[start of INFORMATION SHOWN]
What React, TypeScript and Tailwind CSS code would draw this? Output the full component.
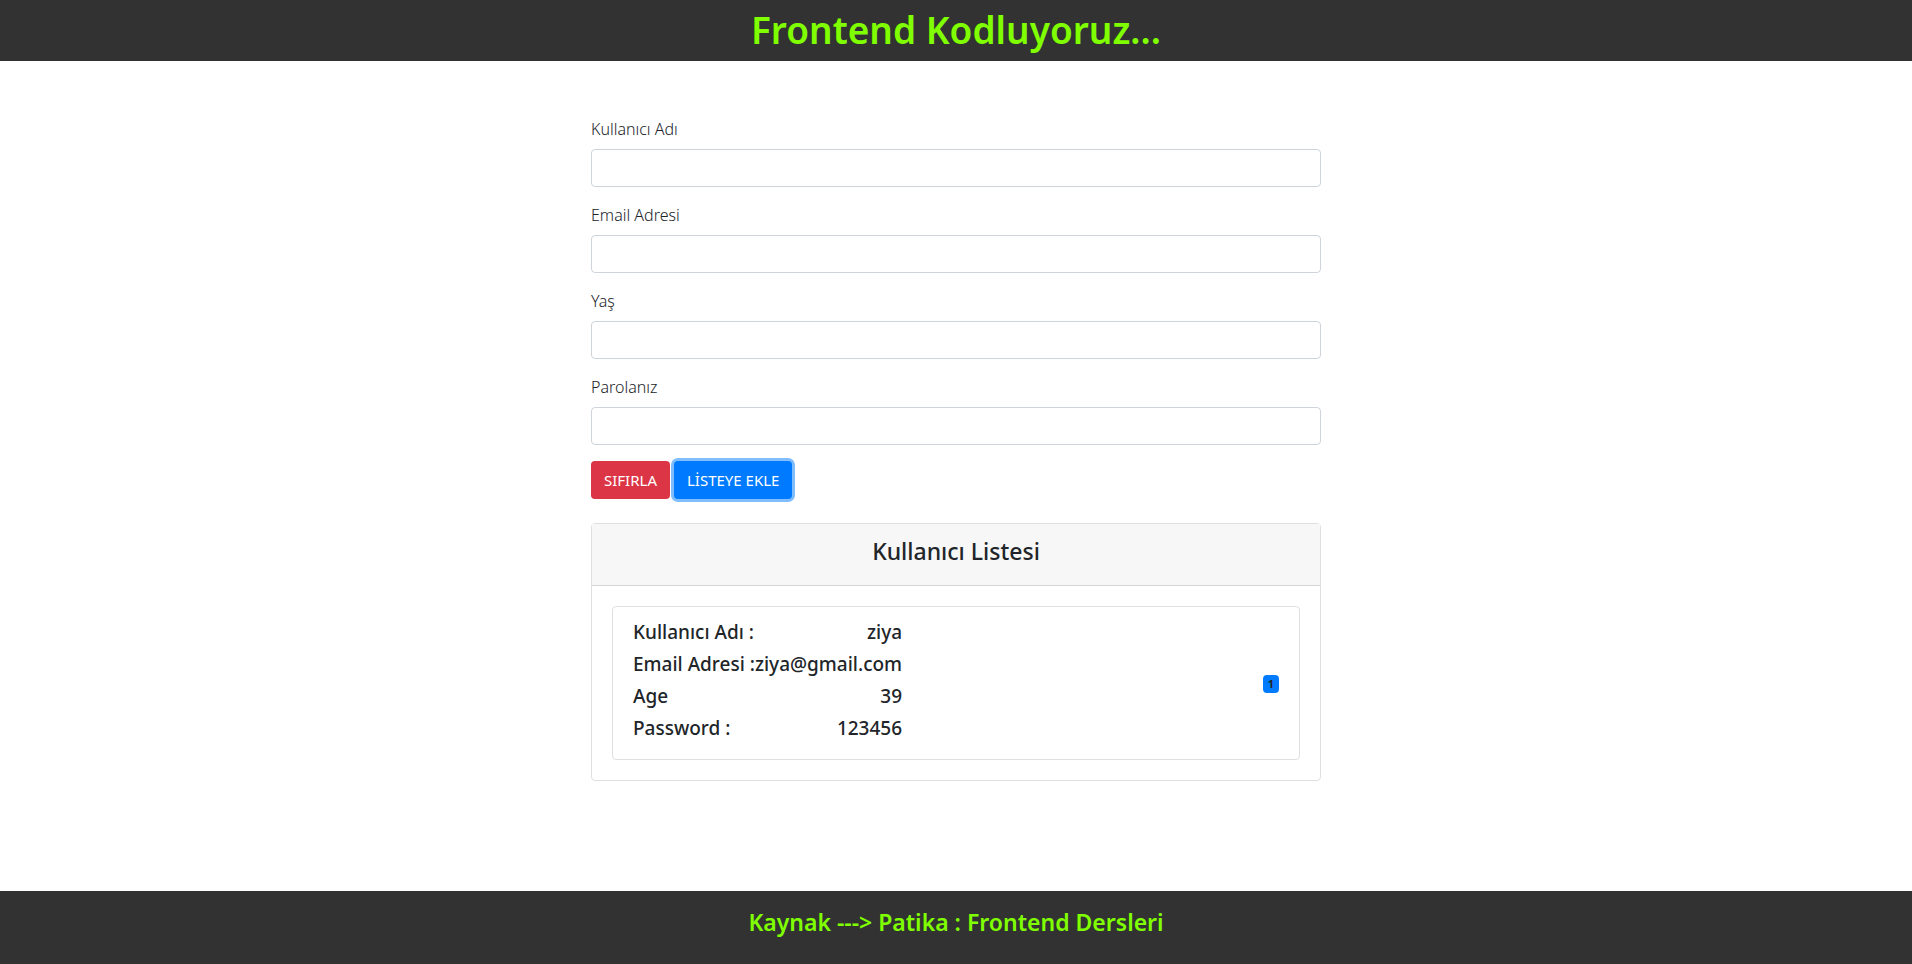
import { useState } from "react";

const fields = [
  { id: "username", label: "Kullanıcı Adı", type: "text" },
  { id: "email", label: "Email Adresi", type: "email" },
  { id: "age", label: "Yaş", type: "text" },
  { id: "password", label: "Parolanız", type: "password" },
];

type User = { username: string; email: string; age: string; password: string };

const emptyUser: User = { username: "", email: "", age: "", password: "" };

function UserItem({ user, index }: { user: User; index: number }) {
  const rows = [
    ["Kullanıcı Adı :", user.username],
    ["Email Adresi :", user.email],
    ["Age", user.age],
    ["Password :", user.password],
  ];
  return (
    <li className="flex items-center justify-between rounded border border-[#dfdfdf] px-5 pt-[13px] pb-[11px]">
      <dl className="text-[19px] leading-6 font-medium">
        {rows.map(([name, value]) => (
          <div key={name} className="mb-2 flex justify-between">
            <dt>{name}</dt>
            <dd>{value}</dd>
          </div>
        ))}
      </dl>
      <span className="rounded bg-[#007bff] px-[5px] py-[3px] text-[11px] leading-3 font-bold">{index}</span>
    </li>
  );
}

export default function App() {
  const [draft, setDraft] = useState<User>(emptyUser);
  const [users, setUsers] = useState<User[]>([
    { username: "ziya", email: "ziya@gmail.com", age: "39", password: "123456" },
  ]);

  return (
    <div className="flex min-h-screen flex-col bg-white font-['Noto_Sans','Open_Sans',sans-serif] text-[#212529]">
      <header className="bg-[#323232] pt-[6px] pb-[7px] text-center">
        <h1 className="text-[37px] leading-[48px] font-semibold text-[#7fff00]">Frontend Kodluyoruz...</h1>
      </header>

      <main className="mx-auto w-full max-w-[730px] flex-1 pt-14">
        <form
          onSubmit={(e) => {
            e.preventDefault();
            setUsers([...users, draft]);
            setDraft(emptyUser);
          }}
          onReset={() => setDraft(emptyUser)}
        >
          {fields.map((f) => (
            <div key={f.id} className="mb-4">
              <label htmlFor={f.id} className="mb-2 block text-base leading-6 font-light">
                {f.label}
              </label>
              <input
                id={f.id}
                type={f.type}
                value={draft[f.id as keyof User]}
                onChange={(e) => setDraft({ ...draft, [f.id]: e.target.value })}
                className="block h-[38px] w-full rounded border border-[#ced4da] bg-white px-3"
              />
            </div>
          ))}
          <div className="flex gap-1">
            <button type="reset" className="h-[38px] rounded bg-[#dc3545] px-[13px] text-[15px] leading-6 text-white">
              SIFIRLA
            </button>
            <button
              type="submit"
              className="h-[38px] rounded bg-[#007bff] px-[13px] text-[15px] leading-6 text-white ring-3 ring-[#7fbdff]"
            >
              LİSTEYE EKLE
            </button>
          </div>
        </form>

        <section className="mt-6 rounded border border-[#dfdfdf]">
          <h2 className="border-b border-[#d6d6d6] bg-[#f7f7f7] pt-[13px] pb-[19px] text-center text-[23px] leading-[29px] font-medium">
            Kullanıcı Listesi
          </h2>
          <ul className="flex flex-col gap-4 p-5">
            {users.map((u, i) => (
              <UserItem key={i} user={u} index={i + 1} />
            ))}
          </ul>
        </section>
      </main>

      <footer className="bg-[#323232] pt-[17px] pb-[27px] text-center">
        <p className="text-[23px] leading-[29px] font-semibold text-[#7fff00]">
          Kaynak ---&gt; Patika : Frontend Dersleri
        </p>
      </footer>
    </div>
  );
}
[end of INFORMATION SHOWN]
# INSTRUCTIONS FOR THE TASK:
Reproduce the data verbatim. Do not carry any picture into the copy.

# RIGHT ANSWER:
What React, TypeScript and Tailwind CSS code would draw this? Output the full component.
import { useState } from "react";

const fields = [
  { id: "username", label: "Kullanıcı Adı", type: "text" },
  { id: "email", label: "Email Adresi", type: "email" },
  { id: "age", label: "Yaş", type: "text" },
  { id: "password", label: "Parolanız", type: "password" },
];

type User = { username: string; email: string; age: string; password: string };

const emptyUser: User = { username: "", email: "", age: "", password: "" };

function UserItem({ user, index }: { user: User; index: number }) {
  const rows = [
    ["Kullanıcı Adı :", user.username],
    ["Email Adresi :", user.email],
    ["Age", user.age],
    ["Password :", user.password],
  ];
  return (
    <li className="flex items-center justify-between rounded border border-[#dfdfdf] px-5 pt-[13px] pb-[11px]">
      <dl className="text-[19px] leading-6 font-medium">
        {rows.map(([name, value]) => (
          <div key={name} className="mb-2 flex justify-between">
            <dt>{name}</dt>
            <dd>{value}</dd>
          </div>
        ))}
      </dl>
      <span className="rounded bg-[#007bff] px-[5px] py-[3px] text-[11px] leading-3 font-bold">{index}</span>
    </li>
  );
}

export default function App() {
  const [draft, setDraft] = useState<User>(emptyUser);
  const [users, setUsers] = useState<User[]>([
    { username: "ziya", email: "ziya@gmail.com", age: "39", password: "123456" },
  ]);

  return (
    <div className="flex min-h-screen flex-col bg-white font-['Noto_Sans','Open_Sans',sans-serif] text-[#212529]">
      <header className="bg-[#323232] pt-[6px] pb-[7px] text-center">
        <h1 className="text-[37px] leading-[48px] font-semibold text-[#7fff00]">Frontend Kodluyoruz...</h1>
      </header>

      <main className="mx-auto w-full max-w-[730px] flex-1 pt-14">
        <form
          onSubmit={(e) => {
            e.preventDefault();
            setUsers([...users, draft]);
            setDraft(emptyUser);
          }}
          onReset={() => setDraft(emptyUser)}
        >
          {fields.map((f) => (
            <div key={f.id} className="mb-4">
              <label htmlFor={f.id} className="mb-2 block text-base leading-6 font-light">
                {f.label}
              </label>
              <input
                id={f.id}
                type={f.type}
                value={draft[f.id as keyof User]}
                onChange={(e) => setDraft({ ...draft, [f.id]: e.target.value })}
                className="block h-[38px] w-full rounded border border-[#ced4da] bg-white px-3"
              />
            </div>
          ))}
          <div className="flex gap-1">
            <button type="reset" className="h-[38px] rounded bg-[#dc3545] px-[13px] text-[15px] leading-6 text-white">
              SIFIRLA
            </button>
            <button
              type="submit"
              className="h-[38px] rounded bg-[#007bff] px-[13px] text-[15px] leading-6 text-white ring-3 ring-[#7fbdff]"
            >
              LİSTEYE EKLE
            </button>
          </div>
        </form>

        <section className="mt-6 rounded border border-[#dfdfdf]">
          <h2 className="border-b border-[#d6d6d6] bg-[#f7f7f7] pt-[13px] pb-[19px] text-center text-[23px] leading-[29px] font-medium">
            Kullanıcı Listesi
          </h2>
          <ul className="flex flex-col gap-4 p-5">
            {users.map((u, i) => (
              <UserItem key={i} user={u} index={i + 1} />
            ))}
          </ul>
        </section>
      </main>

      <footer className="bg-[#323232] pt-[17px] pb-[27px] text-center">
        <p className="text-[23px] leading-[29px] font-semibold text-[#7fff00]">
          Kaynak ---&gt; Patika : Frontend Dersleri
        </p>
      </footer>
    </div>
  );
}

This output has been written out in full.